Monday, October 18, 2021

A life in 2000ad



I could not overestimate how much 2000ad is tied to my life. The comic started a few years after I was born, so it has always been there, week after week, year after year. I've been getting it regularly for about 3/4 of my life, for longer than any of my friendships.

It's more than just the exact memory of what shop I got a large number of them from, (even with 2000+ issues, I can remember where I got a disturbing amount of them). It's entire phases of my life, living in different towns, working in different jobs, living different lives - it's all there, encoded in the weekly schedule of a British science fiction comic.

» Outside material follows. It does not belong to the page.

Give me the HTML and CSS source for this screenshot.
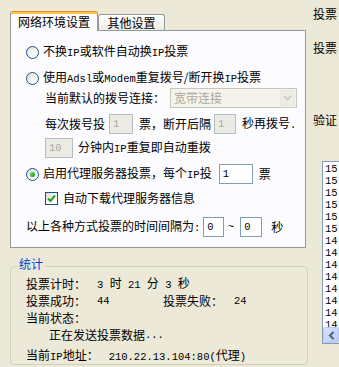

I know exactly where all the earliest issues I owned came from, the ones I craved and hunted out as a kid and found in dairies in Ashburton and Waimate and Pleasant Point. All that adolescent obsession is caked on the decaying paper, and the issues are literally starting to fall apart because I read them too many times.

And later, there are exact issues that pinpoint the moment I moved on with things - that's the last one I got before we went off on a six-month trip around the world, and that's the one I got when I came back and moved to Auckland in late 2007, (and haven't stopped again since). There's the last one I got from the world's best bookshop shortly before it closed forever.

And the ones I got overseas - reading the last chapters of Day of Chaos and Nikolai Dante in a frnachise cafe off Shaftsbury Ave in 2012, getting the issue with the Shaun of the Dead strip from Jim Hanley's Universe on in New York, and the one issue I really needed with the Nemesis cover that was in a beautifully messy store in central Dublin. The massive fucking pile that nearly drokking killed me walking from a Sydney train station to my sister's place.

There are sharp memories of reading issues at jobs they I quit decades ago, and in cafes that don't exist anymore. All this life, tied to these comics, these pages, these panels.

There are also entire eras of my life are there in a 30-issue run of progs, major life changes swirl around latest Dredd mega-epics and the Rogue Trooper reboots. I grow at roughly the same pace as Carlos Ezquerra's coloring evolution.

There was an 8-year gap that took me , so 1996 progs mix with 2003 memories when I try to match it up, but it's been a straight diary since that 2007 issue. Life changes, homes where this ridiculously massive pile of comics were stored and reread are abandoned for new flats.

I've been doing another prog slog, going through the past 20 years, which usually just means reading all the Dredd and Dante, skimming Sinister Dxter and hoping for the best with the rest. Not even bothering with Necrophim or Space Girls, but giving the 10-Seconders and Zombo some proper consideration

And it's all there, every gruddamn issue I go through, a dorky record of my life, written in an invisible vocabulary that only I can read. A life in 2000ad.